This past week I finished Anathem and despite the intimidating physical size of the book (difficult to take and read on the bus) I became very engrossed and was able to finish it in several orders of magnitude less time than what I spent on the Baroque Cycle. Whereas reading the Baroque Cycle you can imagine Neal Stephenson sifting through giant economic tomes (or at least that's where my mind went whenever the characters began to explain macro-economics to one another), in Anathem you can see Neal Stephenson staying up late pouring over philosophy of mathematics. When not exploring philosophy, Anathem has an appropriate amount of humor, love interests, nuclear bombs, etc. as you might hope from reading Snow Crash or Diamond Age. I thoroughly enjoyed Anathem.
On the topic of made up words: I get made up words for made up things, but there's already a name for cell-phone in English: its "cell-phone". The narrator notes that the book has been translated into English so I guess I'll blame the fictional translator. Anyway, I wasn't bothered by the made up words nearly as much as some folk. Its a good thing I'm long out of college because I can easily imagine confusing the names of actual concepts and people with those from the book, like Hemn space for Hamming distance. Towards the beginning, the description of slines and the post-post-apocalyptic setting reminded me briefly of Idiocracy.

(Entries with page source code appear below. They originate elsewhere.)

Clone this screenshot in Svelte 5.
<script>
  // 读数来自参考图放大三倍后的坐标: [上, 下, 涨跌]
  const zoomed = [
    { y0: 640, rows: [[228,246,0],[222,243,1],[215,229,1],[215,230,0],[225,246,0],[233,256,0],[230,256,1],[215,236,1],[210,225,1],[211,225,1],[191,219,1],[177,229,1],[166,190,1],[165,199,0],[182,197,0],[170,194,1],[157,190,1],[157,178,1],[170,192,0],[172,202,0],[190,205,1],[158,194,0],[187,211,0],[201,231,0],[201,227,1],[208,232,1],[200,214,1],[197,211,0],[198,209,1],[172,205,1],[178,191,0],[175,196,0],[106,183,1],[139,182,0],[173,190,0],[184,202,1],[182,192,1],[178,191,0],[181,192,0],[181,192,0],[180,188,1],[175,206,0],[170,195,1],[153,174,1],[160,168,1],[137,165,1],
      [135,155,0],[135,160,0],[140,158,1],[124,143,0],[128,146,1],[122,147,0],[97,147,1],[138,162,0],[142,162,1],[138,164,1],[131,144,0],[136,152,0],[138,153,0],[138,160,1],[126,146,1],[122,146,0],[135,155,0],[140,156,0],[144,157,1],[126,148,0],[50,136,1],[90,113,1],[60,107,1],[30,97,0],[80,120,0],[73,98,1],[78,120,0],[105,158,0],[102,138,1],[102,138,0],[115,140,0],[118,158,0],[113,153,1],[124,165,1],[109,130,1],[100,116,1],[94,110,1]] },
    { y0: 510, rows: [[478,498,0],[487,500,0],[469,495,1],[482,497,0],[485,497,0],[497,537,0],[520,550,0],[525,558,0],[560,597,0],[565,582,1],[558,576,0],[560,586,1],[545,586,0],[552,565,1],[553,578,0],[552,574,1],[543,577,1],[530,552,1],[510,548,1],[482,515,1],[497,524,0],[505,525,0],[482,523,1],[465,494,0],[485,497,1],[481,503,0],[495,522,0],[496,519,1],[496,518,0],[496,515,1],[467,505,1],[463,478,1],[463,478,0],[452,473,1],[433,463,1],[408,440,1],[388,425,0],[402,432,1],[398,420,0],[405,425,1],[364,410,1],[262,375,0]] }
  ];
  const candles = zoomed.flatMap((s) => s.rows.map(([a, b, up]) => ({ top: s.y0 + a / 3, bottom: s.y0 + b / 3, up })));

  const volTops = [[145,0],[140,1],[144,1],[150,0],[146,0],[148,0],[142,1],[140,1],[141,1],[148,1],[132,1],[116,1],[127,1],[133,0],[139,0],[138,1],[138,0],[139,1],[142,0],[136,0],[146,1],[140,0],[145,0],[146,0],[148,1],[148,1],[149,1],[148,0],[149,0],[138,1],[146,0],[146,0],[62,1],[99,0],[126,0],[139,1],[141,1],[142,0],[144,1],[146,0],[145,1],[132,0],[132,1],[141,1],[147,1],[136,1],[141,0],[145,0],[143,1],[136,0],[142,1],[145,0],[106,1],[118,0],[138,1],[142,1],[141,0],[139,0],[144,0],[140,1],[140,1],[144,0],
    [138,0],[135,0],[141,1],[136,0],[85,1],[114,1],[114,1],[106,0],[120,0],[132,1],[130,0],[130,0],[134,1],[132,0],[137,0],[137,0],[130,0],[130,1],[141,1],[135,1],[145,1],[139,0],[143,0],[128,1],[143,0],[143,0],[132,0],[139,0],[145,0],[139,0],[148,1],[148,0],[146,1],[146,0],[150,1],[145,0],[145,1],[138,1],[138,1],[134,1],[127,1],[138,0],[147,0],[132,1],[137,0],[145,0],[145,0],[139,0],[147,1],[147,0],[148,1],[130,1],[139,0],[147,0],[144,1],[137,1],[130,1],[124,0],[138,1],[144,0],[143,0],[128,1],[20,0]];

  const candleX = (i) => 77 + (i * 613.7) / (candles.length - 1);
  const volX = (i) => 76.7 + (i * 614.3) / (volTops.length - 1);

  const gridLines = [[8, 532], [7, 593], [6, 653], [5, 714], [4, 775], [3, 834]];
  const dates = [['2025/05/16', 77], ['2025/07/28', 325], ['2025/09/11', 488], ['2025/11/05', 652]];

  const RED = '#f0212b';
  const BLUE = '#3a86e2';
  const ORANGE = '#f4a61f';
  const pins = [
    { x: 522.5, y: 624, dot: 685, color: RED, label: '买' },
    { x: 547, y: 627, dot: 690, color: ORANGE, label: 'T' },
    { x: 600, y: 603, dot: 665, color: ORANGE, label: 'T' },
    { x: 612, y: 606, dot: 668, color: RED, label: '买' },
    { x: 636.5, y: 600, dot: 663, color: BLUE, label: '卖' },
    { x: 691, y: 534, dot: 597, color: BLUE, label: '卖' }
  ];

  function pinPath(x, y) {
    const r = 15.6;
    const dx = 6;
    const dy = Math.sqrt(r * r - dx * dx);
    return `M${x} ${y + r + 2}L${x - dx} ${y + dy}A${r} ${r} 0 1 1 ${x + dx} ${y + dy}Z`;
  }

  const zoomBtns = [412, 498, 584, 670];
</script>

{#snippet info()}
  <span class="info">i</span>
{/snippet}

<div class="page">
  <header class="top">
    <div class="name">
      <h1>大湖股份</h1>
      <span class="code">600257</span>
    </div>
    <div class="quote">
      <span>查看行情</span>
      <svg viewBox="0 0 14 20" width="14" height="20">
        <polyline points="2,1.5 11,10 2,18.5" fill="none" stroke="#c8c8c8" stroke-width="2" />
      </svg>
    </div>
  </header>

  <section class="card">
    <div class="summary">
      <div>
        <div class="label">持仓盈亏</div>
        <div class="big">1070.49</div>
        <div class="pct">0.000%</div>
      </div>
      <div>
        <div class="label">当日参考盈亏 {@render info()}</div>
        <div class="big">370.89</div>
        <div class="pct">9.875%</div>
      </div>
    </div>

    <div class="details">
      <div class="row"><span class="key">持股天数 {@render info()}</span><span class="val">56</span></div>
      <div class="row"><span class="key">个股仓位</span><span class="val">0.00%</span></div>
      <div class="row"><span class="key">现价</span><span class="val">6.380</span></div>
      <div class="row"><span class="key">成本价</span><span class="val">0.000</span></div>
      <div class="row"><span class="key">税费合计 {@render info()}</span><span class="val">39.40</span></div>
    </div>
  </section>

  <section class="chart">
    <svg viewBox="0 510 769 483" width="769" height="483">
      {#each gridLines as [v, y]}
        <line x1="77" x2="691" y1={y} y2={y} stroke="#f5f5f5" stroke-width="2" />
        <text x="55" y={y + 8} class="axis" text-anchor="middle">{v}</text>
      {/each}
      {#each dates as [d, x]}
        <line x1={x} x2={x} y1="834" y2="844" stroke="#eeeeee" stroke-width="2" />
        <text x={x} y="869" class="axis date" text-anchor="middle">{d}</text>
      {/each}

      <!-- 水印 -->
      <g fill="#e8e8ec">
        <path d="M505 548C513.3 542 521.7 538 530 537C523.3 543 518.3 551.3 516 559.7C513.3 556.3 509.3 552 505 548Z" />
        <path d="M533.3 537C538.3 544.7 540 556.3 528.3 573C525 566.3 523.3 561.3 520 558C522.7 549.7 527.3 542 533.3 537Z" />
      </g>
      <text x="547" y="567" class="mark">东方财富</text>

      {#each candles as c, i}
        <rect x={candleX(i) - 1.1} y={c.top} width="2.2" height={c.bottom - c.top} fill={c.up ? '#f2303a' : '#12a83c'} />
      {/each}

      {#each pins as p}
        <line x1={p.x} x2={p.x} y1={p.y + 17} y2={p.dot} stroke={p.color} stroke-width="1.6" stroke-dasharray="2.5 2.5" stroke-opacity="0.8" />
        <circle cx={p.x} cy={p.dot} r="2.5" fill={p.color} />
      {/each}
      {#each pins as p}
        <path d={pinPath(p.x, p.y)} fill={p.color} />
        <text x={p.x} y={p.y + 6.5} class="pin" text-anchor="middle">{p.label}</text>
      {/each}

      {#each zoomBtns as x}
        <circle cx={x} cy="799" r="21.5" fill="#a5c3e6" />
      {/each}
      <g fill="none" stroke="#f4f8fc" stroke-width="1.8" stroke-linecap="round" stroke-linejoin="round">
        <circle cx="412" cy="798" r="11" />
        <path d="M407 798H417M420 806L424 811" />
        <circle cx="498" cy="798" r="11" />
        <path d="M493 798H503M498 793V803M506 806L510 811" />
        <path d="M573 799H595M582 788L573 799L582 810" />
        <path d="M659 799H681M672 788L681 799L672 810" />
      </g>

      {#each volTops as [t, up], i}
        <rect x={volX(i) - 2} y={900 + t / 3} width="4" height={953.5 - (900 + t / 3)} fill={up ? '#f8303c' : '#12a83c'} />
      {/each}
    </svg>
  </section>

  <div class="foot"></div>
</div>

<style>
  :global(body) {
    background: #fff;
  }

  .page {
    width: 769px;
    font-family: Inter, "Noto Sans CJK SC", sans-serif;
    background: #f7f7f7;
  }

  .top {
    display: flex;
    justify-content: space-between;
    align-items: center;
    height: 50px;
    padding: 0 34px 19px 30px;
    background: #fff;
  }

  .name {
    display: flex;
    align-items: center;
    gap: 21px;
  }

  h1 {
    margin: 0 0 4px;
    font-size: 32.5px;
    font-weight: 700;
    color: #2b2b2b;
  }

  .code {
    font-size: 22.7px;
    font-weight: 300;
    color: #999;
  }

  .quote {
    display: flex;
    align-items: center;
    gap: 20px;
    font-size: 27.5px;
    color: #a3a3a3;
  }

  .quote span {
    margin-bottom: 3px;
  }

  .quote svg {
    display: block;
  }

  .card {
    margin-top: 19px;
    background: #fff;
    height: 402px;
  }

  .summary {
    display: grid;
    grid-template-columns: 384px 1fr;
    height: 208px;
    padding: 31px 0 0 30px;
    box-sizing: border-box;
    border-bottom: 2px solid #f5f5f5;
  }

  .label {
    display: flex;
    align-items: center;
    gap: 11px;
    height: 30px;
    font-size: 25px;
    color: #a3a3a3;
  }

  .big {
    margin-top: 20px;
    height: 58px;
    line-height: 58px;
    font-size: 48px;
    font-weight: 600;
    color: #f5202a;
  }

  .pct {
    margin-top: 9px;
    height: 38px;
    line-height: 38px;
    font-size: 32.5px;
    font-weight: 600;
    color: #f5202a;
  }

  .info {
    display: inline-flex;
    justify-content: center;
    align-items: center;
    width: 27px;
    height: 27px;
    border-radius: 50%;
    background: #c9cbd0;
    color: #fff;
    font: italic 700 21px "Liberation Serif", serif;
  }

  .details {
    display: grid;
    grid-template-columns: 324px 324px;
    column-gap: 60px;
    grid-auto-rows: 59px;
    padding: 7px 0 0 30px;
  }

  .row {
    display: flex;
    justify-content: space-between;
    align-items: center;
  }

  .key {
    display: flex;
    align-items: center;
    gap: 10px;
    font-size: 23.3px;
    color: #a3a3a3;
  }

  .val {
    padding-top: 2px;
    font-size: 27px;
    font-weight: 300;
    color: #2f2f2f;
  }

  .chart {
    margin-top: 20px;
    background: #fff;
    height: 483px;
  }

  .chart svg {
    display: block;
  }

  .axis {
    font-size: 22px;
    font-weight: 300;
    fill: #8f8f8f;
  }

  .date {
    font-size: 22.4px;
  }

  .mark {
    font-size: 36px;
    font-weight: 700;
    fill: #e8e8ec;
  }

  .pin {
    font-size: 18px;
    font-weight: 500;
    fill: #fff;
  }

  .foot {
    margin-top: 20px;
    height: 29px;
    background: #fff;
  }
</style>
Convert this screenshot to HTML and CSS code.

Recently, I've been reading everything of Charles Stross that I can, including about a month ago, The Jennifer Morgue from the surprisingly awesome amalgamation genre of spy thriller and Lovecraft horror. Its the second in a series set in a universe in which magic exists as a form of mathematics and follows Bob Howard programmer/hacker, cube dweller, and begrudging spy who works for a government agency tasked to suppress this knowledge and protect the world from its use. For a taste, try a short story from the series that's freely available on Tor's website, Down on the Farm.
Coincidentally, both Anathem and the Bob Howard series take an interest in the world of Platonic ideals. In the case of Anathem (without spoiling anything) the universe of Platonic ideals, under a different name of course, is debated by the characters to be either just a concept or an actual separate universe and later becomes the underpinning of major events in the book. In the Bob Howard series, magic is applied mathematics that through particular proofs or computations awakens/disturbs/provokes unnamed horrors in the universe of Platonic ideals to produce some desired effect in Bob's universe.